Data segment

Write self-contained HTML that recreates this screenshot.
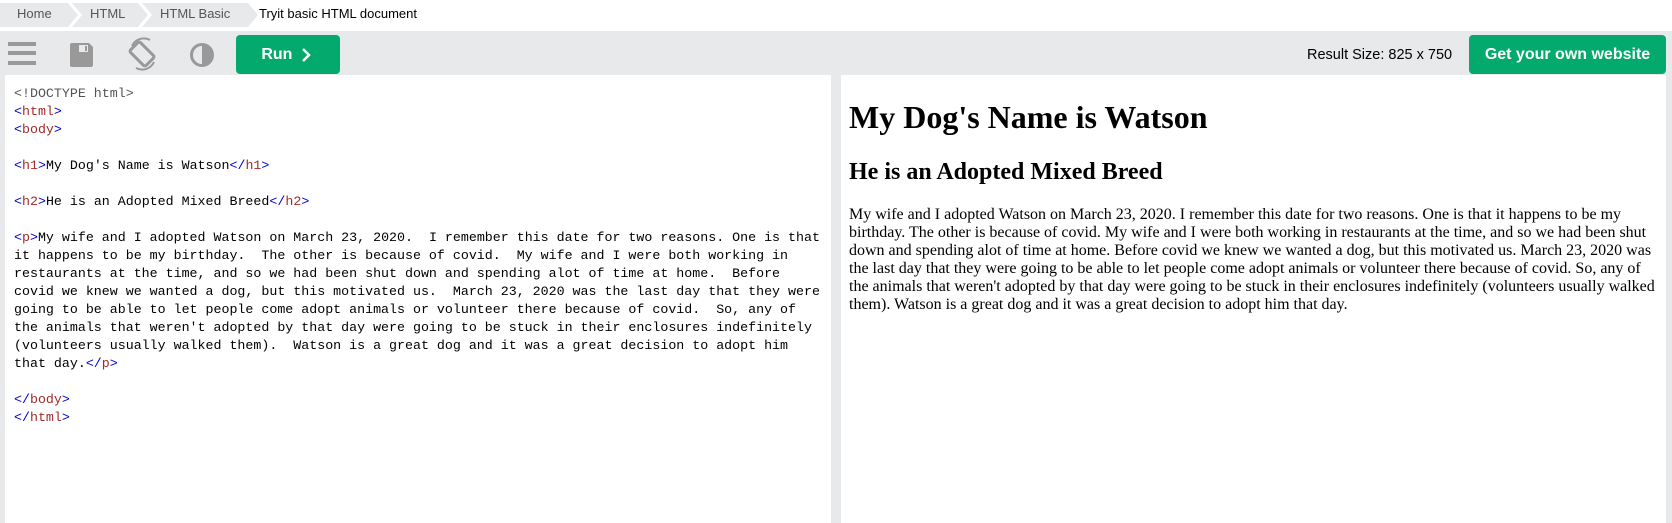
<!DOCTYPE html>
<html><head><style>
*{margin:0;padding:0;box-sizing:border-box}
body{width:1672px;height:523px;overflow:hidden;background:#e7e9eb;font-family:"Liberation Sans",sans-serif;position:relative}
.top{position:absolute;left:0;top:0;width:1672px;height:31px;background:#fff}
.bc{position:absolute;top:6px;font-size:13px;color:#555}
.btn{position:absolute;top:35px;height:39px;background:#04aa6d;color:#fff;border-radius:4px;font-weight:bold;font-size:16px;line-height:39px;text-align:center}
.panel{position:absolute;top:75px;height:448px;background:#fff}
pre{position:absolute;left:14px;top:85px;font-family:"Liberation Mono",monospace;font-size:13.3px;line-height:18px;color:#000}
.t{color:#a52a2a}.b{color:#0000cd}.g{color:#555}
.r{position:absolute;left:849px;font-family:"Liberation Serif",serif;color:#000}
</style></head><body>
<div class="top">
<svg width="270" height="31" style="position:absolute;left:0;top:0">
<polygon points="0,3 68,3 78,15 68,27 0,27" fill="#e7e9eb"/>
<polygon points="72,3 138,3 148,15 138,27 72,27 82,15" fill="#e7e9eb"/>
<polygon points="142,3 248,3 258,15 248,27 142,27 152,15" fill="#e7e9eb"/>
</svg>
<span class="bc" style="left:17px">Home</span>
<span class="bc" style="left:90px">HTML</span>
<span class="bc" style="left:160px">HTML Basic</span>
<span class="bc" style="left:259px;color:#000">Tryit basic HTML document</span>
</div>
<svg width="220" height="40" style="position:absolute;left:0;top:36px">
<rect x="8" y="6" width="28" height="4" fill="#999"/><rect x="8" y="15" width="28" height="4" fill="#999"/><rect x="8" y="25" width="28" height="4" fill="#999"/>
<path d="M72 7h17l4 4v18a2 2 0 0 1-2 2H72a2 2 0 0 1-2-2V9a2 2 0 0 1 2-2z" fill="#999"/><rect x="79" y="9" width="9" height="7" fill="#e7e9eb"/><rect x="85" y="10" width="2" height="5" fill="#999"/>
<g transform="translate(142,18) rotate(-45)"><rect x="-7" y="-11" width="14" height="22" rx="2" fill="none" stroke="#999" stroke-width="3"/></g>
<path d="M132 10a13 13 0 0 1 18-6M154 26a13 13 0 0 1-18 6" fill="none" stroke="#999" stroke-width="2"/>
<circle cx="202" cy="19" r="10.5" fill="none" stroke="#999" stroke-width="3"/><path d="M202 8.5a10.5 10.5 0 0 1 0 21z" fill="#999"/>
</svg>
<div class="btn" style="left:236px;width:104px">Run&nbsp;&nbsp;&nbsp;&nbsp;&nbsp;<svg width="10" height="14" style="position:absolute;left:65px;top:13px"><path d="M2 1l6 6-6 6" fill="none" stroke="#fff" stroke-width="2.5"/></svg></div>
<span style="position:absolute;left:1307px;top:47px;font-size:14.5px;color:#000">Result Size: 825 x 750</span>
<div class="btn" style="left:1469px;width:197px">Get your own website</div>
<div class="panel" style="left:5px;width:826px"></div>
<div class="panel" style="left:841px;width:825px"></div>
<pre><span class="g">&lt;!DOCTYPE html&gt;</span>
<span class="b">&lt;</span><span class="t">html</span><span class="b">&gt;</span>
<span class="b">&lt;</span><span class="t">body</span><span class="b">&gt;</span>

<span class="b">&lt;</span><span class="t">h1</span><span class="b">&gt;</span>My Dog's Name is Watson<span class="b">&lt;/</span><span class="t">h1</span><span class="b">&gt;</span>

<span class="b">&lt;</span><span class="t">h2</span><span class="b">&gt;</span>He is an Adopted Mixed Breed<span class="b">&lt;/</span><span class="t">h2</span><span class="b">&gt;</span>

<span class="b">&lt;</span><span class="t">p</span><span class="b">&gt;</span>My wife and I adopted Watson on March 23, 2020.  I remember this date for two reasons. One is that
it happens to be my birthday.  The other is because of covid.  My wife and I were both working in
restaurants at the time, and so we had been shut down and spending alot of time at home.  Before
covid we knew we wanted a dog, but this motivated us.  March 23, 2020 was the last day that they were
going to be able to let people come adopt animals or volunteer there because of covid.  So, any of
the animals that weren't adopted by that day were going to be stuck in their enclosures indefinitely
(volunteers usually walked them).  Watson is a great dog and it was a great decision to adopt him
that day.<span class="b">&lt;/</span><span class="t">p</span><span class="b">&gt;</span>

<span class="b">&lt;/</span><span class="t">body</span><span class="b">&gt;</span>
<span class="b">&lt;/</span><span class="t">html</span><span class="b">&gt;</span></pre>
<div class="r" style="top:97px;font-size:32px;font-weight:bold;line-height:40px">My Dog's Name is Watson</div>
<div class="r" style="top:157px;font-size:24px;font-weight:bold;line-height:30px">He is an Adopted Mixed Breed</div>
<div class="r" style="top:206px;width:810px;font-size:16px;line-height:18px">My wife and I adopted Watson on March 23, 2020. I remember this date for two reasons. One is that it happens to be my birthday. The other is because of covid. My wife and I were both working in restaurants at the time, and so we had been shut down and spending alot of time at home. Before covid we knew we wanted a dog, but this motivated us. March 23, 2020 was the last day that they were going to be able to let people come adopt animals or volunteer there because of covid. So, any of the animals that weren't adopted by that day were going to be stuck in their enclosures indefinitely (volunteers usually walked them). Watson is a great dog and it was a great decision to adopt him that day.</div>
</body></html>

Set task
Pictures are excluded; copy all other data exactly as shown.

Result of the exercise
Write self-contained HTML that recreates this screenshot.
<!DOCTYPE html>
<html><head><style>
*{margin:0;padding:0;box-sizing:border-box}
body{width:1672px;height:523px;overflow:hidden;background:#e7e9eb;font-family:"Liberation Sans",sans-serif;position:relative}
.top{position:absolute;left:0;top:0;width:1672px;height:31px;background:#fff}
.bc{position:absolute;top:6px;font-size:13px;color:#555}
.btn{position:absolute;top:35px;height:39px;background:#04aa6d;color:#fff;border-radius:4px;font-weight:bold;font-size:16px;line-height:39px;text-align:center}
.panel{position:absolute;top:75px;height:448px;background:#fff}
pre{position:absolute;left:14px;top:85px;font-family:"Liberation Mono",monospace;font-size:13.3px;line-height:18px;color:#000}
.t{color:#a52a2a}.b{color:#0000cd}.g{color:#555}
.r{position:absolute;left:849px;font-family:"Liberation Serif",serif;color:#000}
</style></head><body>
<div class="top">
<svg width="270" height="31" style="position:absolute;left:0;top:0">
<polygon points="0,3 68,3 78,15 68,27 0,27" fill="#e7e9eb"/>
<polygon points="72,3 138,3 148,15 138,27 72,27 82,15" fill="#e7e9eb"/>
<polygon points="142,3 248,3 258,15 248,27 142,27 152,15" fill="#e7e9eb"/>
</svg>
<span class="bc" style="left:17px">Home</span>
<span class="bc" style="left:90px">HTML</span>
<span class="bc" style="left:160px">HTML Basic</span>
<span class="bc" style="left:259px;color:#000">Tryit basic HTML document</span>
</div>
<svg width="220" height="40" style="position:absolute;left:0;top:36px">
<rect x="8" y="6" width="28" height="4" fill="#999"/><rect x="8" y="15" width="28" height="4" fill="#999"/><rect x="8" y="25" width="28" height="4" fill="#999"/>
<path d="M72 7h17l4 4v18a2 2 0 0 1-2 2H72a2 2 0 0 1-2-2V9a2 2 0 0 1 2-2z" fill="#999"/><rect x="79" y="9" width="9" height="7" fill="#e7e9eb"/><rect x="85" y="10" width="2" height="5" fill="#999"/>
<g transform="translate(142,18) rotate(-45)"><rect x="-7" y="-11" width="14" height="22" rx="2" fill="none" stroke="#999" stroke-width="3"/></g>
<path d="M132 10a13 13 0 0 1 18-6M154 26a13 13 0 0 1-18 6" fill="none" stroke="#999" stroke-width="2"/>
<circle cx="202" cy="19" r="10.5" fill="none" stroke="#999" stroke-width="3"/><path d="M202 8.5a10.5 10.5 0 0 1 0 21z" fill="#999"/>
</svg>
<div class="btn" style="left:236px;width:104px">Run&nbsp;&nbsp;&nbsp;&nbsp;&nbsp;<svg width="10" height="14" style="position:absolute;left:65px;top:13px"><path d="M2 1l6 6-6 6" fill="none" stroke="#fff" stroke-width="2.5"/></svg></div>
<span style="position:absolute;left:1307px;top:47px;font-size:14.5px;color:#000">Result Size: 825 x 750</span>
<div class="btn" style="left:1469px;width:197px">Get your own website</div>
<div class="panel" style="left:5px;width:826px"></div>
<div class="panel" style="left:841px;width:825px"></div>
<pre><span class="g">&lt;!DOCTYPE html&gt;</span>
<span class="b">&lt;</span><span class="t">html</span><span class="b">&gt;</span>
<span class="b">&lt;</span><span class="t">body</span><span class="b">&gt;</span>

<span class="b">&lt;</span><span class="t">h1</span><span class="b">&gt;</span>My Dog's Name is Watson<span class="b">&lt;/</span><span class="t">h1</span><span class="b">&gt;</span>

<span class="b">&lt;</span><span class="t">h2</span><span class="b">&gt;</span>He is an Adopted Mixed Breed<span class="b">&lt;/</span><span class="t">h2</span><span class="b">&gt;</span>

<span class="b">&lt;</span><span class="t">p</span><span class="b">&gt;</span>My wife and I adopted Watson on March 23, 2020.  I remember this date for two reasons. One is that
it happens to be my birthday.  The other is because of covid.  My wife and I were both working in
restaurants at the time, and so we had been shut down and spending alot of time at home.  Before
covid we knew we wanted a dog, but this motivated us.  March 23, 2020 was the last day that they were
going to be able to let people come adopt animals or volunteer there because of covid.  So, any of
the animals that weren't adopted by that day were going to be stuck in their enclosures indefinitely
(volunteers usually walked them).  Watson is a great dog and it was a great decision to adopt him
that day.<span class="b">&lt;/</span><span class="t">p</span><span class="b">&gt;</span>

<span class="b">&lt;/</span><span class="t">body</span><span class="b">&gt;</span>
<span class="b">&lt;/</span><span class="t">html</span><span class="b">&gt;</span></pre>
<div class="r" style="top:97px;font-size:32px;font-weight:bold;line-height:40px">My Dog's Name is Watson</div>
<div class="r" style="top:157px;font-size:24px;font-weight:bold;line-height:30px">He is an Adopted Mixed Breed</div>
<div class="r" style="top:206px;width:810px;font-size:16px;line-height:18px">My wife and I adopted Watson on March 23, 2020. I remember this date for two reasons. One is that it happens to be my birthday. The other is because of covid. My wife and I were both working in restaurants at the time, and so we had been shut down and spending alot of time at home. Before covid we knew we wanted a dog, but this motivated us. March 23, 2020 was the last day that they were going to be able to let people come adopt animals or volunteer there because of covid. So, any of the animals that weren't adopted by that day were going to be stuck in their enclosures indefinitely (volunteers usually walked them). Watson is a great dog and it was a great decision to adopt him that day.</div>
</body></html>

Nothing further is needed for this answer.